**Goal of the exercise:** The listing below is to be output in its exact form.

**Material:**
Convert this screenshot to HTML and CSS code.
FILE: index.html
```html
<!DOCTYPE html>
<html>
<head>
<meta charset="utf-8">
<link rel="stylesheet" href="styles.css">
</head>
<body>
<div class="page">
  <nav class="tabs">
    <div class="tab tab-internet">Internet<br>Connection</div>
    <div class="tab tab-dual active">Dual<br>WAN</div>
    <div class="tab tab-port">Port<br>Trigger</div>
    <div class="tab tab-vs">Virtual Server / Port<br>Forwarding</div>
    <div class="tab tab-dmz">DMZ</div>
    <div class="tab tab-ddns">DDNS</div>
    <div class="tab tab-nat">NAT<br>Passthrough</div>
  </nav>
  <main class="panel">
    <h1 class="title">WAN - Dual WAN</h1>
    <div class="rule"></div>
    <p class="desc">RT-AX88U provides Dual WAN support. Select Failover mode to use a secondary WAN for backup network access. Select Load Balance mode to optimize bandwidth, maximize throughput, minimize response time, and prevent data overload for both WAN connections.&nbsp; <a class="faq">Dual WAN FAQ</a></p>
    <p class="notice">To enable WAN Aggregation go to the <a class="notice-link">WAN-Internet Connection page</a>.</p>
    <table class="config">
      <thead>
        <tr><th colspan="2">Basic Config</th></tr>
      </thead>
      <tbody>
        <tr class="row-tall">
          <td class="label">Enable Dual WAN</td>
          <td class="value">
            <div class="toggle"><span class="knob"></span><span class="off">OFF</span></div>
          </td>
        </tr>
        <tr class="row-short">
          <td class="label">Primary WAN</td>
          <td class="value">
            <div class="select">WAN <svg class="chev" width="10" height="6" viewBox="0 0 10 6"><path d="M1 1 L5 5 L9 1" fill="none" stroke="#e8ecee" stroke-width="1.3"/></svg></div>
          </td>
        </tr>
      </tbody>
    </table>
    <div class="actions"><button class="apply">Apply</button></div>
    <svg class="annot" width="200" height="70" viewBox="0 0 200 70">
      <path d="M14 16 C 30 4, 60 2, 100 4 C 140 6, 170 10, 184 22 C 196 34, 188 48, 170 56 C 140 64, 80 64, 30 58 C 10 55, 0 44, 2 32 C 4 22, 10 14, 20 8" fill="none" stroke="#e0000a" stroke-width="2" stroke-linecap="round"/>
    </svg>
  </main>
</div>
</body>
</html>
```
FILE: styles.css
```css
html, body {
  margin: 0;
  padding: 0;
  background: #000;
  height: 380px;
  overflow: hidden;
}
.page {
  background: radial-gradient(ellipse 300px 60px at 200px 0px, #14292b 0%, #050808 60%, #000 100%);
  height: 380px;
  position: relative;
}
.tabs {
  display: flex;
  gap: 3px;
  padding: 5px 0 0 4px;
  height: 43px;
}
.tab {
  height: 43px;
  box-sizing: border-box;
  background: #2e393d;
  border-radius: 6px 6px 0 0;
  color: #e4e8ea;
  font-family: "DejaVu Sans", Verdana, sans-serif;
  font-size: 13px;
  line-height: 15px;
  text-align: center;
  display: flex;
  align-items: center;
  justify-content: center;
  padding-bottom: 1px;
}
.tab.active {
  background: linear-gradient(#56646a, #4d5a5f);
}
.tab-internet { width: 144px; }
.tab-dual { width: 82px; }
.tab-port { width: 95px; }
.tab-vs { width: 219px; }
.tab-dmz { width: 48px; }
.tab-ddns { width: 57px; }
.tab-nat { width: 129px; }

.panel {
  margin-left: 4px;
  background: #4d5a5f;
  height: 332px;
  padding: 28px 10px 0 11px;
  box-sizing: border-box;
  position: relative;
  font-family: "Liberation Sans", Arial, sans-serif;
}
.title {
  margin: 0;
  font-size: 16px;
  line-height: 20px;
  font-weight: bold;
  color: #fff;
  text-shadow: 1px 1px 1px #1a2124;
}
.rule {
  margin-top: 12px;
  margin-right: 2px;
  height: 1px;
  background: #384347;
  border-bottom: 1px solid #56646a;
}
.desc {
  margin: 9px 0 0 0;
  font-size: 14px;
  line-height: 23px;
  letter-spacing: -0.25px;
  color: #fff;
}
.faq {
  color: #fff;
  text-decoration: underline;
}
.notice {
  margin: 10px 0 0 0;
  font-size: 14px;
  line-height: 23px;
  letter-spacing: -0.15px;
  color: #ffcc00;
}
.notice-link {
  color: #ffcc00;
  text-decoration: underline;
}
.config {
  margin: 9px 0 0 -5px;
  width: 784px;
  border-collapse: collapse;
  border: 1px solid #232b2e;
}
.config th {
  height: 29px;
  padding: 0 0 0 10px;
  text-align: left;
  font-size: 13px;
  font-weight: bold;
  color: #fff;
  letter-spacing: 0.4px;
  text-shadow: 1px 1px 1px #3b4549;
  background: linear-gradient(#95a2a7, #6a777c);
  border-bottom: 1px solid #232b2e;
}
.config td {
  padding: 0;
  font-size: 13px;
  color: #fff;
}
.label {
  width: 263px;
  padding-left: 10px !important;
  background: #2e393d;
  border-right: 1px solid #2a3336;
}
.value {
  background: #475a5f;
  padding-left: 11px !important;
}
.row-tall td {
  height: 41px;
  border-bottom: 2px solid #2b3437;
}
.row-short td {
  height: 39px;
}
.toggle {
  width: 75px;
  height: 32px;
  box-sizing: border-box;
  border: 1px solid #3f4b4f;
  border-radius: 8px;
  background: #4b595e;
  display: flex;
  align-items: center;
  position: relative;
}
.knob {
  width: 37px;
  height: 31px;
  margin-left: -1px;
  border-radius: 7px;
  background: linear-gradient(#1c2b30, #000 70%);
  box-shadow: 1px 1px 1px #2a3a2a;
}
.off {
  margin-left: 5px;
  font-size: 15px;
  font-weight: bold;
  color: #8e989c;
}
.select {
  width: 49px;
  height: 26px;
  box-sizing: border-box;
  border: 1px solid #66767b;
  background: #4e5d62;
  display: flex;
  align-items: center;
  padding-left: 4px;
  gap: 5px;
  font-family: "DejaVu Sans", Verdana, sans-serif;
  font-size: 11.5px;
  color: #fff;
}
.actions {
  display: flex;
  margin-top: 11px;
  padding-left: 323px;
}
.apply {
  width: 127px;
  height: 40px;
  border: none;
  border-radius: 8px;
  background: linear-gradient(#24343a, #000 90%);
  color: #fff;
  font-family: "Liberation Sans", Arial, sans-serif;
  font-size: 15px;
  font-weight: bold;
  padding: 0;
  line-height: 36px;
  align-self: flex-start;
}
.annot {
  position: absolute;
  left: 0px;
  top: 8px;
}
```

**Response to the exercise:**
Convert this screenshot to HTML and CSS code.
FILE: index.html
```html
<!DOCTYPE html>
<html>
<head>
<meta charset="utf-8">
<link rel="stylesheet" href="styles.css">
</head>
<body>
<div class="page">
  <nav class="tabs">
    <div class="tab tab-internet">Internet<br>Connection</div>
    <div class="tab tab-dual active">Dual<br>WAN</div>
    <div class="tab tab-port">Port<br>Trigger</div>
    <div class="tab tab-vs">Virtual Server / Port<br>Forwarding</div>
    <div class="tab tab-dmz">DMZ</div>
    <div class="tab tab-ddns">DDNS</div>
    <div class="tab tab-nat">NAT<br>Passthrough</div>
  </nav>
  <main class="panel">
    <h1 class="title">WAN - Dual WAN</h1>
    <div class="rule"></div>
    <p class="desc">RT-AX88U provides Dual WAN support. Select Failover mode to use a secondary WAN for backup network access. Select Load Balance mode to optimize bandwidth, maximize throughput, minimize response time, and prevent data overload for both WAN connections.&nbsp; <a class="faq">Dual WAN FAQ</a></p>
    <p class="notice">To enable WAN Aggregation go to the <a class="notice-link">WAN-Internet Connection page</a>.</p>
    <table class="config">
      <thead>
        <tr><th colspan="2">Basic Config</th></tr>
      </thead>
      <tbody>
        <tr class="row-tall">
          <td class="label">Enable Dual WAN</td>
          <td class="value">
            <div class="toggle"><span class="knob"></span><span class="off">OFF</span></div>
          </td>
        </tr>
        <tr class="row-short">
          <td class="label">Primary WAN</td>
          <td class="value">
            <div class="select">WAN <svg class="chev" width="10" height="6" viewBox="0 0 10 6"><path d="M1 1 L5 5 L9 1" fill="none" stroke="#e8ecee" stroke-width="1.3"/></svg></div>
          </td>
        </tr>
      </tbody>
    </table>
    <div class="actions"><button class="apply">Apply</button></div>
    <svg class="annot" width="200" height="70" viewBox="0 0 200 70">
      <path d="M14 16 C 30 4, 60 2, 100 4 C 140 6, 170 10, 184 22 C 196 34, 188 48, 170 56 C 140 64, 80 64, 30 58 C 10 55, 0 44, 2 32 C 4 22, 10 14, 20 8" fill="none" stroke="#e0000a" stroke-width="2" stroke-linecap="round"/>
    </svg>
  </main>
</div>
</body>
</html>
```
FILE: styles.css
```css
html, body {
  margin: 0;
  padding: 0;
  background: #000;
  height: 380px;
  overflow: hidden;
}
.page {
  background: radial-gradient(ellipse 300px 60px at 200px 0px, #14292b 0%, #050808 60%, #000 100%);
  height: 380px;
  position: relative;
}
.tabs {
  display: flex;
  gap: 3px;
  padding: 5px 0 0 4px;
  height: 43px;
}
.tab {
  height: 43px;
  box-sizing: border-box;
  background: #2e393d;
  border-radius: 6px 6px 0 0;
  color: #e4e8ea;
  font-family: "DejaVu Sans", Verdana, sans-serif;
  font-size: 13px;
  line-height: 15px;
  text-align: center;
  display: flex;
  align-items: center;
  justify-content: center;
  padding-bottom: 1px;
}
.tab.active {
  background: linear-gradient(#56646a, #4d5a5f);
}
.tab-internet { width: 144px; }
.tab-dual { width: 82px; }
.tab-port { width: 95px; }
.tab-vs { width: 219px; }
.tab-dmz { width: 48px; }
.tab-ddns { width: 57px; }
.tab-nat { width: 129px; }

.panel {
  margin-left: 4px;
  background: #4d5a5f;
  height: 332px;
  padding: 28px 10px 0 11px;
  box-sizing: border-box;
  position: relative;
  font-family: "Liberation Sans", Arial, sans-serif;
}
.title {
  margin: 0;
  font-size: 16px;
  line-height: 20px;
  font-weight: bold;
  color: #fff;
  text-shadow: 1px 1px 1px #1a2124;
}
.rule {
  margin-top: 12px;
  margin-right: 2px;
  height: 1px;
  background: #384347;
  border-bottom: 1px solid #56646a;
}
.desc {
  margin: 9px 0 0 0;
  font-size: 14px;
  line-height: 23px;
  letter-spacing: -0.25px;
  color: #fff;
}
.faq {
  color: #fff;
  text-decoration: underline;
}
.notice {
  margin: 10px 0 0 0;
  font-size: 14px;
  line-height: 23px;
  letter-spacing: -0.15px;
  color: #ffcc00;
}
.notice-link {
  color: #ffcc00;
  text-decoration: underline;
}
.config {
  margin: 9px 0 0 -5px;
  width: 784px;
  border-collapse: collapse;
  border: 1px solid #232b2e;
}
.config th {
  height: 29px;
  padding: 0 0 0 10px;
  text-align: left;
  font-size: 13px;
  font-weight: bold;
  color: #fff;
  letter-spacing: 0.4px;
  text-shadow: 1px 1px 1px #3b4549;
  background: linear-gradient(#95a2a7, #6a777c);
  border-bottom: 1px solid #232b2e;
}
.config td {
  padding: 0;
  font-size: 13px;
  color: #fff;
}
.label {
  width: 263px;
  padding-left: 10px !important;
  background: #2e393d;
  border-right: 1px solid #2a3336;
}
.value {
  background: #475a5f;
  padding-left: 11px !important;
}
.row-tall td {
  height: 41px;
  border-bottom: 2px solid #2b3437;
}
.row-short td {
  height: 39px;
}
.toggle {
  width: 75px;
  height: 32px;
  box-sizing: border-box;
  border: 1px solid #3f4b4f;
  border-radius: 8px;
  background: #4b595e;
  display: flex;
  align-items: center;
  position: relative;
}
.knob {
  width: 37px;
  height: 31px;
  margin-left: -1px;
  border-radius: 7px;
  background: linear-gradient(#1c2b30, #000 70%);
  box-shadow: 1px 1px 1px #2a3a2a;
}
.off {
  margin-left: 5px;
  font-size: 15px;
  font-weight: bold;
  color: #8e989c;
}
.select {
  width: 49px;
  height: 26px;
  box-sizing: border-box;
  border: 1px solid #66767b;
  background: #4e5d62;
  display: flex;
  align-items: center;
  padding-left: 4px;
  gap: 5px;
  font-family: "DejaVu Sans", Verdana, sans-serif;
  font-size: 11.5px;
  color: #fff;
}
.actions {
  display: flex;
  margin-top: 11px;
  padding-left: 323px;
}
.apply {
  width: 127px;
  height: 40px;
  border: none;
  border-radius: 8px;
  background: linear-gradient(#24343a, #000 90%);
  color: #fff;
  font-family: "Liberation Sans", Arial, sans-serif;
  font-size: 15px;
  font-weight: bold;
  padding: 0;
  line-height: 36px;
  align-self: flex-start;
}
.annot {
  position: absolute;
  left: 0px;
  top: 8px;
}
```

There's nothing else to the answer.